Access' other two business lines, commercial banking and mortgage lending, generate enough cash to subsidize the cost of developing Access Capital Management, though. Their pretax profit totaled $24 million in 2014 and Access reported overall net earnings of $13.9 million.

Largely because of its mortgage banking business, fees made up about 33% of Access' total revenue in 2014. Such a percentage is high, as fees typically make up less than a quarter of community banks' revenue. However, the mortgage business can be uneven — in 2013, fees made up 44% of revenue.

In addition to growing its wealth business, the $1.1 billion-asset Access also wants to boost its assets to $1.5 billion by 2020 while maintaining a 12% return on equity.

The development and path to profitability of Access' wealth management business is on schedule, said Daniel Wheeler, a partner with Bryan Cave in San Francisco. It typically takes about five years to break even.

"It simply takes longer" to grow a portfolio than many bankers would like, Wheeler said.

On top of that, "a successful wealth management business depends on having good people and you have to be able to compensate and care for those people appropriately," Wheeler said.

Still, Access is well positioned for a breakthrough year in wealth management, Clarke said. It has no lack of prospective clients. Fairfax and Loudoun counties in Virginia, the company's two biggest markets, both boast median family incomes in excess of $100,000.

Offering the service adds to the bank's appeal to customers and aligns with a move away from traditional wealth managers. Since the 2008 financial crisis, the wealthy have been more willing to consider community banks as stewards of their money, Clarke said

"There's a growing distrust of Wall Street and New York-based firms that is real," he said.

With nearly $103 million of capital on its books, Access has the money to grow its wealth management business by acquisition. Clarke didn't rule a deal out, but he said it was more likely Access would continue to expand on what he termed a "guerilla basis" by hiring individual wealth managers.

Access has pursued a "slow and methodical" expansion into wealth management largely out of necessity, according to Clarke. Banks are the last institutions independent wealth management firms want to merge with "because of how often things have gotten messed up," he said.

Banks have trouble attracting wealth management professionals and holding onto their hires because in many cases they don't offer a product set as wide as those offered by independent firms, said Jeff S. Vollmer, managing partner at Hyde Park Wealth Management in Cincinnati.

"You see a ton of turnover in bank trust departments. I've had customers tell me they had three or four different trust advisors in just a few years," Vollmer said. "At banks, the opportunities become more compressed.
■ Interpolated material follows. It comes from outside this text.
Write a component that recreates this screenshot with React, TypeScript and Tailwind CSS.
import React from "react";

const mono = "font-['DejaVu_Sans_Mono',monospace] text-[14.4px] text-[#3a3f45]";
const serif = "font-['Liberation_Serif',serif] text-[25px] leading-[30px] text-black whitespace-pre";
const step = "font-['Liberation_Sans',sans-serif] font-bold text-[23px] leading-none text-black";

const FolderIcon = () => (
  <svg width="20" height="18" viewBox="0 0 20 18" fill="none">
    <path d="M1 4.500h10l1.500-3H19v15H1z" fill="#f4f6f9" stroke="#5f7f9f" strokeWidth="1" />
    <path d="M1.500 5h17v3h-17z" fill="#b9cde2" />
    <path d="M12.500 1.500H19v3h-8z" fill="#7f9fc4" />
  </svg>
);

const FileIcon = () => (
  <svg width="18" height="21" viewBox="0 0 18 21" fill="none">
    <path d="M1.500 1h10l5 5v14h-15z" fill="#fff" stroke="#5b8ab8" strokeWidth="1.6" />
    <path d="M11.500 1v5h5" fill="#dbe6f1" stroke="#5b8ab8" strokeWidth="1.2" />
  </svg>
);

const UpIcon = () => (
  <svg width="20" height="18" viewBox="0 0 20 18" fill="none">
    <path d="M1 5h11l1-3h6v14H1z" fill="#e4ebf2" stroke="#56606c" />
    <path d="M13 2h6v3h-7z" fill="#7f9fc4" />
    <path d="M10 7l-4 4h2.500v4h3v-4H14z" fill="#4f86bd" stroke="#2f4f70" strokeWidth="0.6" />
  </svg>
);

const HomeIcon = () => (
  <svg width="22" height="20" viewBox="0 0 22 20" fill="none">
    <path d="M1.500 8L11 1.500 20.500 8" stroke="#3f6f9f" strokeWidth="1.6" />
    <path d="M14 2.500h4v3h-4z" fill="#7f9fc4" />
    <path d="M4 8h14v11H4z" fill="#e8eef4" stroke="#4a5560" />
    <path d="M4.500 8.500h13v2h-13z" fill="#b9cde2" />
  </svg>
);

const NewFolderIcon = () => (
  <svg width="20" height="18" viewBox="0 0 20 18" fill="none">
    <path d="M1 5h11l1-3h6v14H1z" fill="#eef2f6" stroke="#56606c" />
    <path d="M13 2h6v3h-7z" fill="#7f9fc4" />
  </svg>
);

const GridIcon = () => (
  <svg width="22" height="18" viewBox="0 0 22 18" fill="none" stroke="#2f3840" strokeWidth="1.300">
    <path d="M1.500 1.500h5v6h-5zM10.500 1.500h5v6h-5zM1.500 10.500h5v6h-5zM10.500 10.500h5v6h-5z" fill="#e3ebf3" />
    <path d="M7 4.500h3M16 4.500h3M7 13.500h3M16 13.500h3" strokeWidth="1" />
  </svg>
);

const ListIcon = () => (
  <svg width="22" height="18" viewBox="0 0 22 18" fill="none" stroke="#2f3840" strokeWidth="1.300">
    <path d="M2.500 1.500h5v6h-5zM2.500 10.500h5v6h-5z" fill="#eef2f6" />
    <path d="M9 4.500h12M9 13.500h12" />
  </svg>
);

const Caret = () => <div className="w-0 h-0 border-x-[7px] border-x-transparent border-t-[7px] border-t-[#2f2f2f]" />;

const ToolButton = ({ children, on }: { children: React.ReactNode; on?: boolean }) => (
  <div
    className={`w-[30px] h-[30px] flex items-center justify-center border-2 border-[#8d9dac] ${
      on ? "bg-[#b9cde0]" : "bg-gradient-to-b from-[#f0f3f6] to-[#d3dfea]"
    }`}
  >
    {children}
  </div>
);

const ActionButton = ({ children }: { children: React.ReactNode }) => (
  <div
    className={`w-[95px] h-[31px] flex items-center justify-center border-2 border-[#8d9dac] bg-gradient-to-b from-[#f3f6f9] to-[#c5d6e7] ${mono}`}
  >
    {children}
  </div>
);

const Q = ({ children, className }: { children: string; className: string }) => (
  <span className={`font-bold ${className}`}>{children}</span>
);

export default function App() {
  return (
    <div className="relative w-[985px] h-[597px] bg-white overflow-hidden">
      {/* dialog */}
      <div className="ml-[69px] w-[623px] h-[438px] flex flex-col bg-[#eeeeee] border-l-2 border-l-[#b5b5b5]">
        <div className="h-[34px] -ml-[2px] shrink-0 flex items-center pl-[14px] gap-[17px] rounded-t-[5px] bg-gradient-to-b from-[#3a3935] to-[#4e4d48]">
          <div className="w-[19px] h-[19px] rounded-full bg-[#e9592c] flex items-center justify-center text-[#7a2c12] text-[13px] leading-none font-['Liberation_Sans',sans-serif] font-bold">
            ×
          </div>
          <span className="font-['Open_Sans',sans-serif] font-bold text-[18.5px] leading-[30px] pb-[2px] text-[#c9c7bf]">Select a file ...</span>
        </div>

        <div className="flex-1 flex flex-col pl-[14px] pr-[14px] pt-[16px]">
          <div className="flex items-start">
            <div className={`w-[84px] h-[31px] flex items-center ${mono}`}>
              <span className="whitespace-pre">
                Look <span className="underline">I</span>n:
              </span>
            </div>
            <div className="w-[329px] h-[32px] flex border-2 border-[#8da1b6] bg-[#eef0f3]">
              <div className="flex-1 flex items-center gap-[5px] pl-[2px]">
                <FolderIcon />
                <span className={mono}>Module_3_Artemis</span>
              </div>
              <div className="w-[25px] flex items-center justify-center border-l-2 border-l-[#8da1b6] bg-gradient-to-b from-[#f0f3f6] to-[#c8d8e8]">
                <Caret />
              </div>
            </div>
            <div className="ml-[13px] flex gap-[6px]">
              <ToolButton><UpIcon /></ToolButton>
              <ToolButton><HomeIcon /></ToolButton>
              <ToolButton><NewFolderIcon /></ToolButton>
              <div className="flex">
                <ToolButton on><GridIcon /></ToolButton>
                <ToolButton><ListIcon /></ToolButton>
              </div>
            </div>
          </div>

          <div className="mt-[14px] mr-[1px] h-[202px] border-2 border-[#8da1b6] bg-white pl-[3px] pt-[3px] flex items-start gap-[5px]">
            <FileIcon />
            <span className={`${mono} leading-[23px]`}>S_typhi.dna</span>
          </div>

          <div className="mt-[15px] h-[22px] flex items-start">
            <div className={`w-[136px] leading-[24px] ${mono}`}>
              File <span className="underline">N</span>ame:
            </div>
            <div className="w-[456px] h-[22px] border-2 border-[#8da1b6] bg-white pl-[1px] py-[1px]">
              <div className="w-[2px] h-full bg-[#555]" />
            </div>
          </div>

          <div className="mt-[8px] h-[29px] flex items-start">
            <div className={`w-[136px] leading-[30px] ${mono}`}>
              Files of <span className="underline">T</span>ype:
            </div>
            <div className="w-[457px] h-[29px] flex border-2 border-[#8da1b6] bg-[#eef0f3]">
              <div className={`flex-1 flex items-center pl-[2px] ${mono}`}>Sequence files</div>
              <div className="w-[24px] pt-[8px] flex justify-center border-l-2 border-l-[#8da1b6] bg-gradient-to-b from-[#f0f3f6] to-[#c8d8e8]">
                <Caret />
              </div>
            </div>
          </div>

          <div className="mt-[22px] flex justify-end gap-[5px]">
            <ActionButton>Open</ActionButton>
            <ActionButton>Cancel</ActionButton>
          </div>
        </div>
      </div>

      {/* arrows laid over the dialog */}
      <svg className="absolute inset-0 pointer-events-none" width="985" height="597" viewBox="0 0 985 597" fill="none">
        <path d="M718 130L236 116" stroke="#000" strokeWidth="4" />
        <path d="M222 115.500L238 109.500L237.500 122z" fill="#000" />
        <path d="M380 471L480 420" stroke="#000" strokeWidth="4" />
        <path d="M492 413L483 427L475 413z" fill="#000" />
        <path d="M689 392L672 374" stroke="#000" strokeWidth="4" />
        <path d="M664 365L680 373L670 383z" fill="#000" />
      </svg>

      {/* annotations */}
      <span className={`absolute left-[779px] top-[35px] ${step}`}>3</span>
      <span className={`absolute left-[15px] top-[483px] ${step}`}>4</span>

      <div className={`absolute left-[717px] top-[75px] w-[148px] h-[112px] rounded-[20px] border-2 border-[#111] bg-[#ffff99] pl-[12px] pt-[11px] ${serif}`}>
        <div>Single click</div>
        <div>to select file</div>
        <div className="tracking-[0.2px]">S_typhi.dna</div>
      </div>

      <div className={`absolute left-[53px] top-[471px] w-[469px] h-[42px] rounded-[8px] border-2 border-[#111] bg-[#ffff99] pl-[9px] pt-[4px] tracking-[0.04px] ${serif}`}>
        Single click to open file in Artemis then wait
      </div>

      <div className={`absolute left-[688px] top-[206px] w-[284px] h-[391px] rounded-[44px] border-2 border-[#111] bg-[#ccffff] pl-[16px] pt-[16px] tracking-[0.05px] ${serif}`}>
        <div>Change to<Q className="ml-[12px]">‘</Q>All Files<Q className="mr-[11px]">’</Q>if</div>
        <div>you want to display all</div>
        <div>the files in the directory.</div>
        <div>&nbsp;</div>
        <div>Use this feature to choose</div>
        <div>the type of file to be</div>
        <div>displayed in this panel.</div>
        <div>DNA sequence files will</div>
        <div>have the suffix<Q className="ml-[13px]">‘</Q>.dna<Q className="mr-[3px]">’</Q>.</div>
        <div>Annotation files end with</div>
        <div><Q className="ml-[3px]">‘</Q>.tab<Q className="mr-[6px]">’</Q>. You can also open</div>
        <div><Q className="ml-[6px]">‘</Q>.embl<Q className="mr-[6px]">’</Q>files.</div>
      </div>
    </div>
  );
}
A lot of alternative investments are too risky or go against what the bank is trying to accomplish…. That more narrow opportunity set is not something that excites professionals who have worked in this industry and achieved real success."

Vollmer agreed with Clarke that in the aftermath of the financial crisis the industry has seen an ongoing exodus of wealth management customers from money-center banks and Wall Street firms. He said banks have benefitted to an extent, but he added that many customers have bypassed bank wealth managers because they realized "the relationship would be limited in scope."

Hyde Park has engaged in discussions with a number of banks about various types of "private-label" arrangements or other types of partnerships "but every time I realized we were going to be so hamstrung it wasn't worth the time to continue the discussions," Vollmer said.

Wheeler, however, said it would be a mistake for community banks to attempt to keep pace with larger wealth management players.

"Community banks that get into this business shouldn't try to match the full range of offerings of the likes of U.S. Trust," he said.

In any event, Wheeler added that is unlikely clients interested in pursuing an alternative investment strategy would seek out a community bank to manage their funds.

There are plenty of potential clients whose needs extend no further than a manager who will ensure that their cash is actually invested in a diversified portfolio and restrain them from fleeing the market when they panic.

"Not being able to offer fancy alternatives is probably doing most people a service," Wheeler said.